= Uemachi Plateau =

The Uemachi plateau (上町台地, うえまちだいち, Uemachi Daichi) is a plateau in Osaka City, Japan, that extends from the Osaka Castle and Tenmabashi area to Tennōji in the south.

== History and formation ==

Based on post-war university studies of geological strata and faults, and examination of old maps, it is assumed that by around the 5th century a sandbank had been formed, and that this eventually became the Uemachi plateau. It is believed that in the Jōmon period the Uemachi plateau was a sandbank that separated the Inland Sea to the West from Kawachi Bay to the East. Ever since then large amounts of sediment have been deposited from the Yodo River and the Yamato River. Kawachi Bay turned into Kawachi Lake, then into swampland, and finally into an alluvial plain surrounded by hills. Similarly, due to the movement of the rivers, the western side of the plateau became the plain that is now the center of Osaka City.

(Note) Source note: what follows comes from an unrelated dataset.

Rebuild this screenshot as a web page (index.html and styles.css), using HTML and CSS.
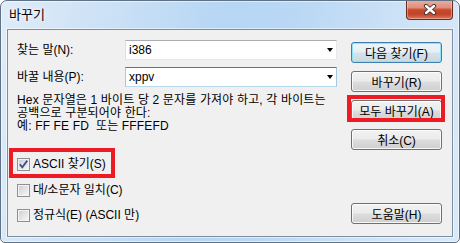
FILE: index.html
```html
<!DOCTYPE html>
<html lang="ko">
<head>
  <meta charset="UTF-8">
  <title>바꾸기</title>
  <link rel="stylesheet" href="styles.css">
</head>
<body>

  <div class="window">
    <div class="titlebar">
      <span class="title">바꾸기</span>
      <button class="close">
        <svg width="14" height="11" viewBox="0 0 14 11">
          <path d="M3 2 L11 9 M11 2 L3 9" stroke="#3b2f2f" stroke-width="4.2" stroke-linecap="round"/>
          <path d="M3 2 L11 9 M11 2 L3 9" stroke="#fff" stroke-width="2.4" stroke-linecap="round"/>
        </svg>
      </button>
    </div>

    <div class="client">

      <!-- Search / replace fields -->
      <div class="form">
        <div class="row">
          <label>찾는 말(N):</label>
          <div class="combo">i386<span class="arrow"></span></div>
        </div>
        <div class="row">
          <label>바꿀 내용(P):</label>
          <div class="combo focus">xppv<span class="arrow"></span></div>
        </div>

        <p class="hint">Hex 문자열은 1 바이트 당 2 문자를 가져야 하고, 각 바이트는<br>공백으로 구분되어야 한다:<br>예: FF FE FD&nbsp; 또는 FFFEFD</p>

        <div class="checks">
          <label class="check mark"><span class="box checked">
            <svg width="11" height="11" viewBox="0 0 11 11"><path d="M1.8 5.2 L4.3 8.3 L9.3 1.6" fill="none" stroke="#3a4f8c" stroke-width="1.8"/></svg>
          </span>ASCII 찾기(S)</label>
          <label class="check"><span class="box"></span>대/소문자 일치(C)</label>
          <label class="check"><span class="box"></span>정규식(E) (ASCII 만)</label>
        </div>
      </div>

      <!-- Command buttons -->
      <div class="buttons">
        <button class="default">다음 찾기(F)</button>
        <button>바꾸기(R)</button>
        <button class="mark">모두 바꾸기(A)</button>
        <button>취소(C)</button>
        <button class="help">도움말(H)</button>
      </div>

    </div>
  </div>

</body>
</html>
```

FILE: styles.css
```css
body {
  margin: 0;
  font-family: 'Liberation Sans', 'Noto Sans CJK KR', sans-serif;
  font-size: 12px;
  color: #000;
  background: #fff;
}

.window {
  width: 460px;
  height: 243px;
  box-sizing: border-box;
  border: 1px solid #5f7185;
  border-radius: 7px 7px 5px 5px;
  box-shadow: inset 0 0 0 1px rgba(255,255,255,0.55);
  background: linear-gradient(100deg, #dfecf8 0%, #cfe3f6 18%, #b6d6f4 45%, #bad8f4 60%, #d0e4f7 85%, #d9e9f8 100%);
  display: flex;
  flex-direction: column;
  overflow: hidden;
}

.titlebar {
  height: 28px;
  display: flex;
  justify-content: space-between;
  align-items: flex-start;
  padding-left: 8px;
}

.title {
  margin-top: 6px;
  line-height: 16px;
  font-size: 13px;
  text-shadow: 0 0 6px #fff, 0 0 3px #fff;
}

.close {
  width: 47px;
  height: 20px;
  margin: -1px 6px 0 0;
  padding: 0;
  border: 1px solid #6a2a1f;
  border-top: none;
  border-radius: 0 0 4px 4px;
  background: linear-gradient(#eab0a2 0%, #df8f7c 40%, #c8482e 52%, #c34329 75%, #d77a60 100%);
  box-shadow: inset 0 0 0 1px rgba(255,210,200,0.45);
  display: flex;
  align-items: center;
  justify-content: center;
}

.client {
  flex: 1;
  margin: 0 6px 5px 6px;
  border: 1px solid #7d8ea0;
  box-shadow: 0 0 0 1px rgba(255,255,255,0.5);
  background: #f0f0f0;
  display: flex;
  gap: 14px;
  padding: 10px 10px 12px 9px;
}

.form {
  width: 320px;
  display: flex;
  flex-direction: column;
}

.row {
  display: flex;
  align-items: center;
  height: 20px;
  margin-bottom: 7px;
}

.row label {
  width: 108px;
  line-height: 14px;
}

.combo {
  flex: 1;
  height: 20px;
  box-sizing: border-box;
  border: 1px solid #e3e9ef;
  border-top-color: #abadb3;
  border-left-color: #dbdfe6;
  background: #fff;
  padding-left: 3px;
  line-height: 18px;
  display: flex;
  align-items: center;
  justify-content: space-between;
}

.combo.focus {
  border-color: #b7d9ed;
  border-top-color: #3d7bad;
  border-left-color: #a4c9e3;
  border-right-color: #a4c9e3;
}

.arrow {
  width: 0;
  height: 0;
  margin-right: 3px;
  border-left: 3.5px solid transparent;
  border-right: 3.5px solid transparent;
  border-top: 4px solid #000;
}

.hint {
  margin: 0;
  line-height: 13px;
  letter-spacing: 0.15px;
}

.checks {
  margin-top: 25px;
  display: flex;
  flex-direction: column;
  gap: 12.5px;
}

.check {
  align-self: flex-start;
  display: flex;
  align-items: center;
  gap: 3px;
  height: 13px;
  line-height: 13px;
}

.box {
  width: 13px;
  height: 13px;
  box-sizing: border-box;
  border: 1px solid #8e8f8f;
  background: linear-gradient(135deg, #c9ccd1 0%, #e4e5e7 55%, #f8f8f8 100%);
  box-shadow: inset 0 0 0 1px #f4f4f4;
  display: flex;
  align-items: center;
  justify-content: center;
}

.buttons {
  width: 91px;
  margin-top: 2px;
  display: flex;
  flex-direction: column;
  gap: 8px;
}

.buttons button {
  height: 21px;
  padding: 0;
  font-family: inherit;
  font-size: 12px;
  color: #000;
  border: 1px solid #707070;
  border-radius: 3px;
  background: linear-gradient(#f2f2f2 0%, #ebebeb 48%, #dddddd 52%, #cfcfcf 100%);
  box-shadow: inset 0 0 0 1px rgba(255,255,255,0.8);
}

.buttons button.default {
  border-color: #3c7fb1;
  box-shadow: inset 0 0 0 1px #8ee3fb;
  background: linear-gradient(#eef5f9 0%, #e6eff4 48%, #d6e3ea 52%, #c9d8e0 100%);
}

.buttons .help {
  margin-top: auto;
}

.mark {
  position: relative;
}

.mark::after {
  content: '';
  position: absolute;
  border: 4px solid #ed1c24;
}

.check.mark::after {
  top: -10px;
  bottom: -7px;
  left: -8px;
  right: -9px;
}

button.mark::after {
  top: -6px;
  bottom: -2px;
  left: -5px;
  right: -4px;
}
```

In contrast to the relatively gentle slope on the eastern side of the plateau, the descent on the western side is steep. This is because of the deposit of large amounts of sediment from the upper reaches of the Yodo and Yamato rivers, which are on the eastern side of the plateau. On the western side of the plateau there are deposits at sea level from Osaka Bay.

By 700 AD, the region directly to the east of Uemachi plateau had been largely filled in by the debris and sediment deposited by the Yamato and Yodo Rivers. The highest point of the plateau is at the base of the main tower of Osaka Castle, 38 meters above sea level.

The names of two wards of Osaka City, Higashinari-ku and Nishinari-ku, originate from the formation of the Uemachi plateau.

The Uemachi fault passes through the western part of the Uemachi plateau.